On 16 December, the suspect was arrested and charged with the crime of endangering public safety by dangerous means.

Six officials were fired because they "handled the incident improperly".

==Reactions==
Some commentaries situated the knife attacks in the wider context of China's social and economic transformation, noting the inadequacies in the country's health care system for diagnosing and treating citizens with psychiatric distress and illnesses.

As the Chenpeng school attack was followed by the Sandy Hook Elementary School shooting in the United States hours later comparisons were drawn between the two. The difference in gun control laws between the two countries was used to explain the disparity in casualties of the school attacks by journalists and politicians, including U.S. Representative Jerry Nadler. An article in the Associated Press noted that despite the different outcomes, an underlying commonality between the attacks was the increased frequency of school attacks because "attackers often seek out the vulnerable, hoping to amplify their outrage before they themselves often commit suicide."

Comparisons were also drawn between the incident handling by the local and national governments involved.
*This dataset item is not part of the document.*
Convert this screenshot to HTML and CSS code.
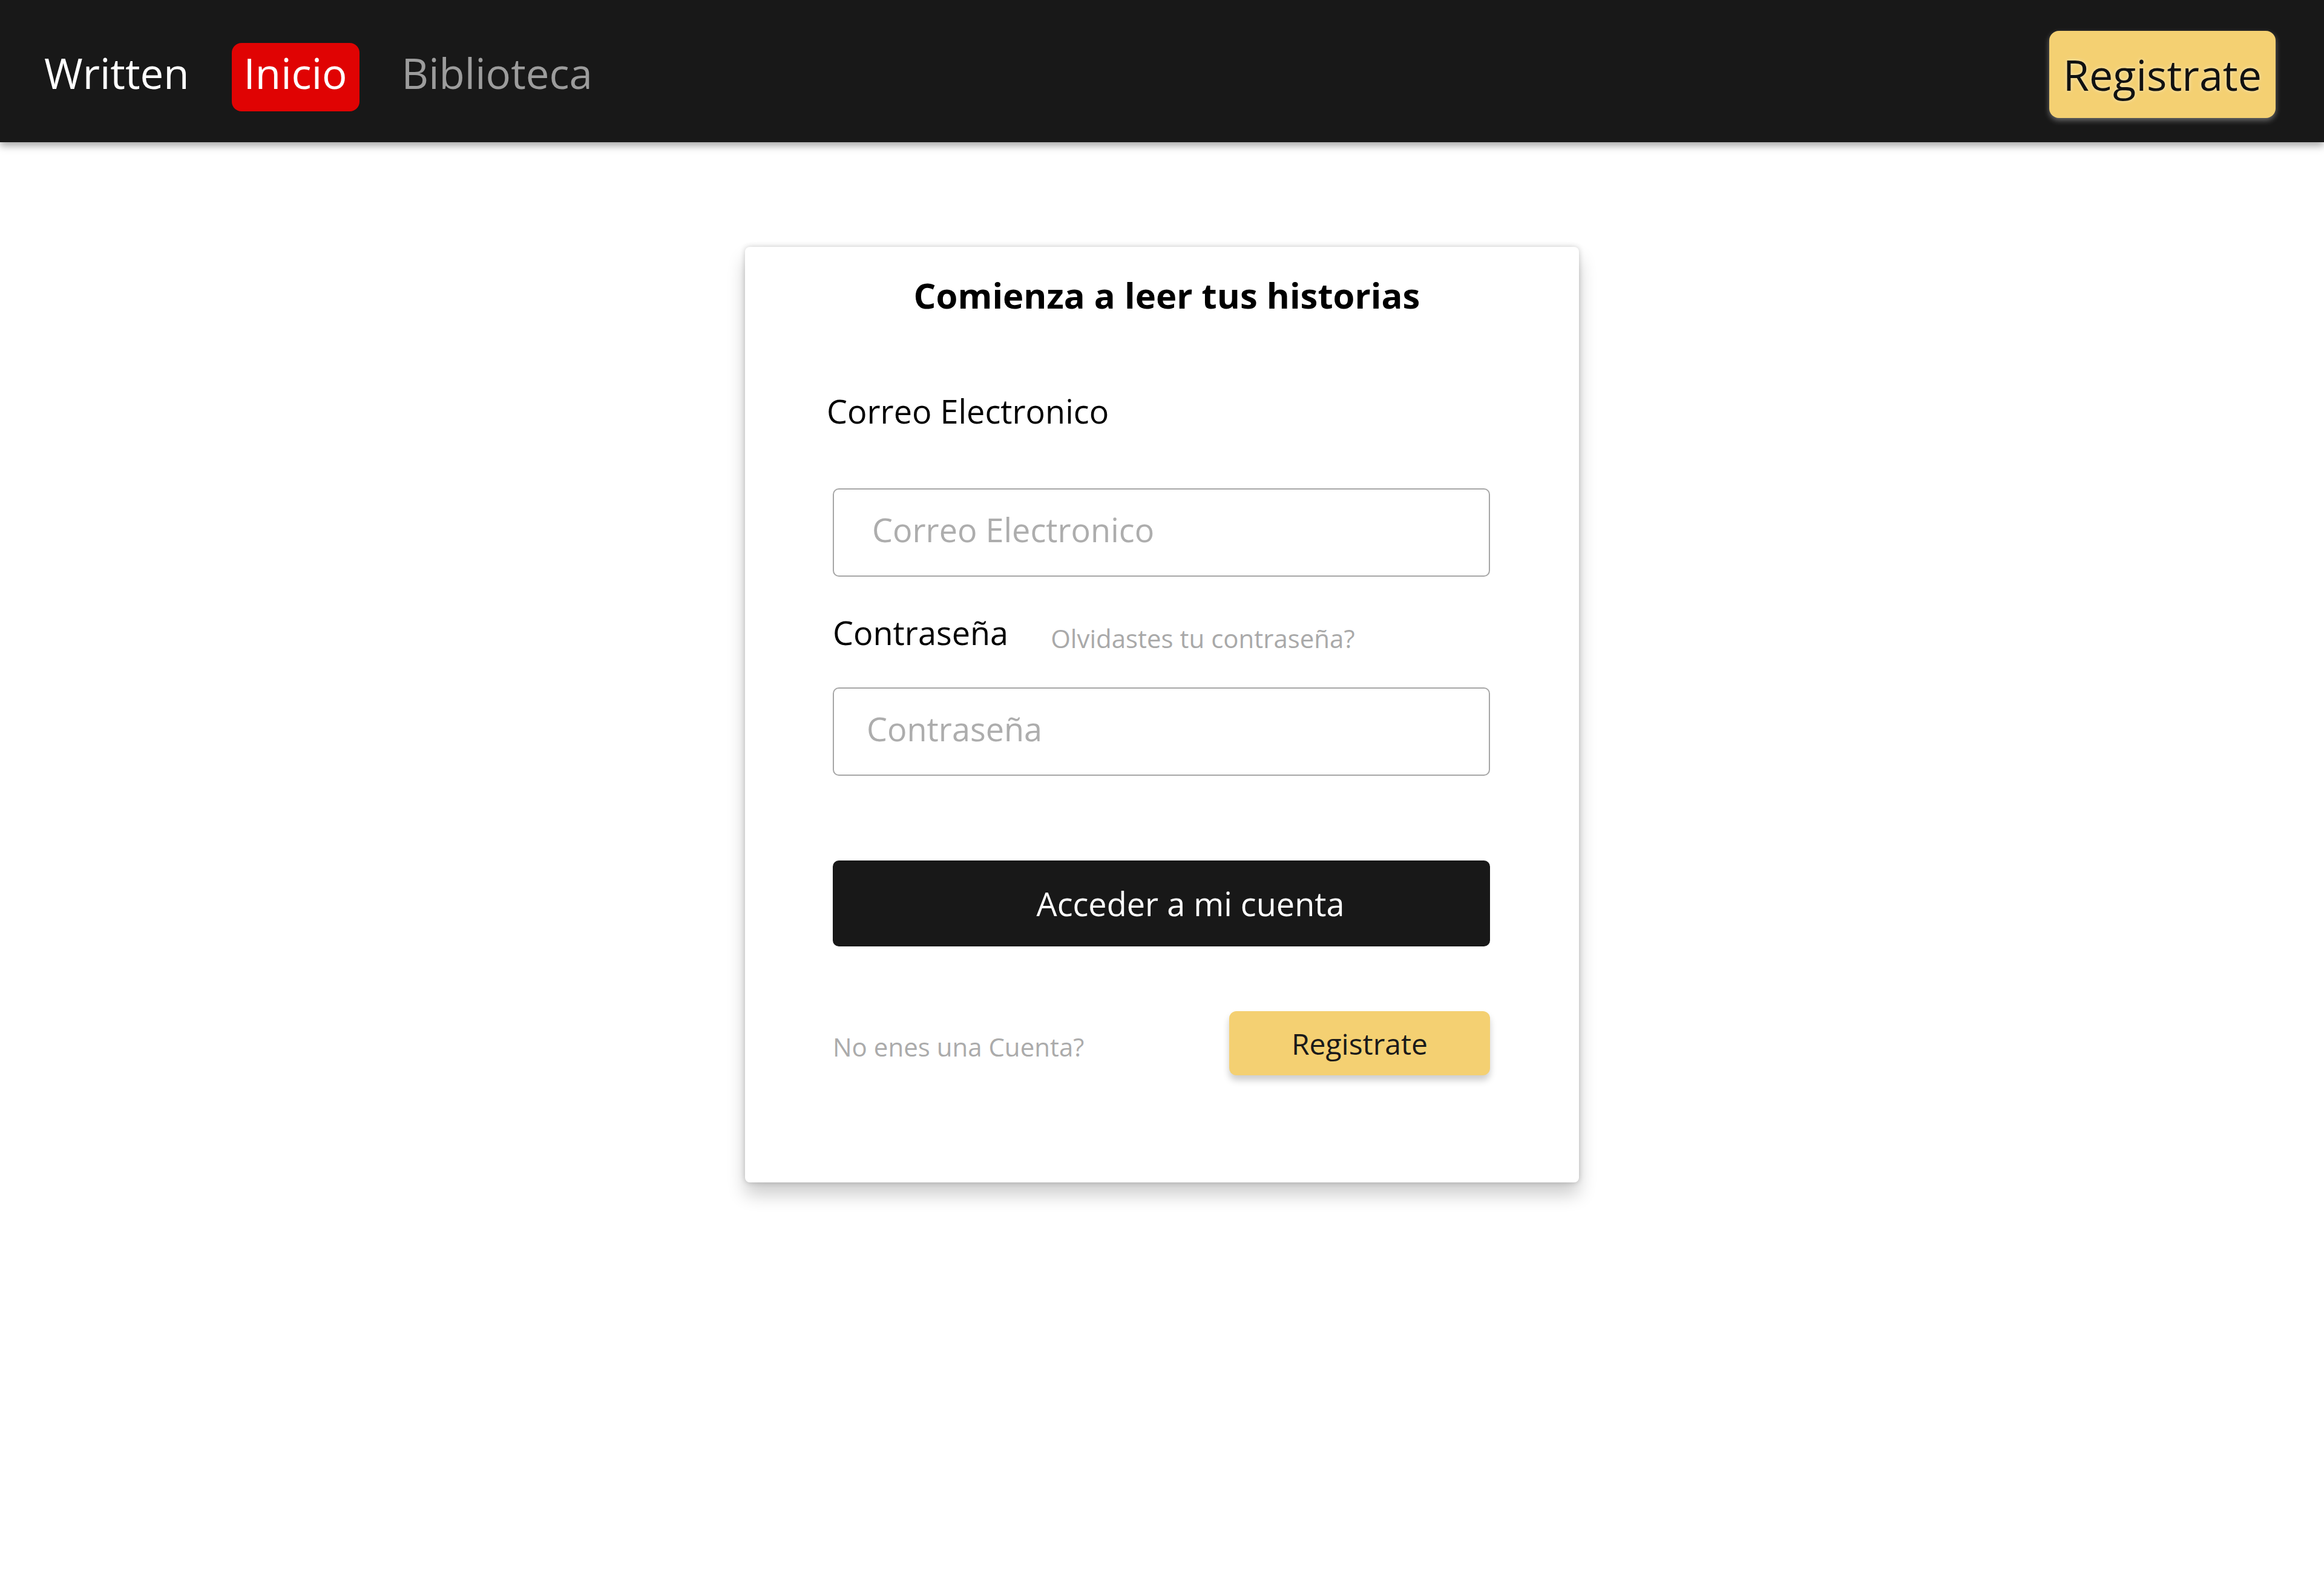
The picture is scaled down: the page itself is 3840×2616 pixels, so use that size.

The lack of coverage by Chinese state-run news channels and the lack of any emotional response from the Chinese government at any level were contrasted with the detailed US media coverage and then-US President Barack Obama's national speech, including his commitment to tackling the underlying issues.

==Footage==
The local police released footage from a security camera showing the attacker barging into the school and attacking a student. The video was noted and analyzed by many news agencies and contributed significantly to the widespread coverage of the incident.